"I had security arrangements. It was a risk but not that big a risk. And I was right. He wasn't innocent, it was safe, and I learned several things."
He smiles slightly.
"I'd been anticipating that the haut-lady from before would take this opportunity to contact me again, and she did. I went traipsing off into the gorgeous rainy countryside in the dark, following her servant, and I told my security arrangements not to track me. That was dangerous, but I didn't feel like she was going to make me regret it, and she didn't. I explained that I'd managed to discover the nature of the stolen goods, and she introduced herself as Lisbet Serise, Handmaiden of the Star Crèche. We went back and forth for a while on whether there was any reason for either of us to trust the other. I told her what the last few days had looked like from my perspective, and she explained a few things in turn."
It's no effort at all to call her voice clearly to mind. The Great Key is the only means of accessing the metadata on the haut gene bank. Without it, the Star Crèche's gene samples are unlabelled and stored in random order. It would be the work of decades to recreate the information that the Key unlocks.
"So. I agreed to turn over the Key, but only if she dropped her bubble so I could see her face. A little insurance in case some authority came after me asking where the key had gone - I could at least describe the person I'd given it to. When the bubble came down..."
He was not remotely prepared. Ghem-ladies were unnaturally pretty, but Lisbet was perfect. Comparisons involving goddesses of ancient myth sprang to mind. She was a vision of impossible beauty, utterly without flaw. Down to the finest stitch in her layers of mourning-white robes, everything about her was mesmerizingly, captivatingly beautiful.
"...I, um, embarrassed myself by falling to my knees in sheer awe," says Miles, contemplating the memory with some amusement. "But I handed over the Key, and she checked it, and it turned out to have been a fake. Of course. At which point I bet she was supposed to have flown into a rage or something, but she was too smart for that. Instead she gave me her side of the story. Apparently, the late Empress was dissatisfied with the status quo of one gene bank and one Key and no backups whatsoever."
('Milady, that's fucking insane,' Miles had said, and she'd smiled very faintly and replied, 'If I had been in charge when these decisions were being made, things would have turned out very differently.' Anyway, the Empress...)

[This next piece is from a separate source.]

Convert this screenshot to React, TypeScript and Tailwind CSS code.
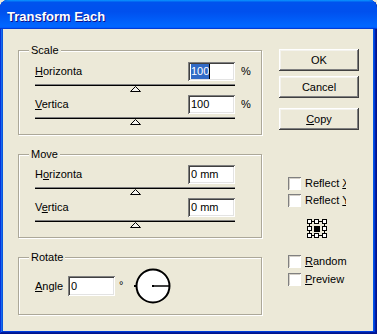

"Can't blame her for that, but she chose to address the situation by contacting each of the planetary governors in secret and promising them their very own exclusive copy of the gene bank and its Key. She planned distribution to occur at her own funeral because occasions where the planetary governors visit Eta Ceta are that rare otherwise. But she had a hell of a time copying the Key in secret - it was older than she was by a good long while, and she didn't have a secret cipher lab handy. Which is where Lura comes in. According to Lisbet, Lura claimed to have been acting in accordance with the late Empress's wishes by taking the Key to one of the governors to be copied, only to be ambushed by a squad of six armed Barrayarans, who shouted rude things about the Empress and stole the Key. Lisbet... had her doubts about this narrative. Mine sounded much more plausible. Where, after all, would these hypothetical Barrayarans have gotten the idea that the Key was there to be stolen? Lura told no one about the trip ahead of time, not even Lisbet herself. The only people who would've known were Lura and whichever governor it was - which Lura had been too distraught to specify, and then died the next day."
Goodness, the lack of gender-neutral pronouns here is really getting awkward. Miles notices that he hasn't explained Lura's gender yet and assembles a brief summary-explanation of the sexless ba servitor class, created by the haut to test new gene complexes before introducing them to the haut genome itself, conditioned from birth to loyalty and obedience. Aren't Cetagandans creepy? Moving right along.
"To both me and Lisbet, this sounded a whole lot like the governor in question had decided to steal the Key for himself and frame Barrayar for the crime. Lura's apparent suicide became an obvious murder. The incident with the sculptural installation was an artistic flourish to give my downfall a more pleasing narrative structure."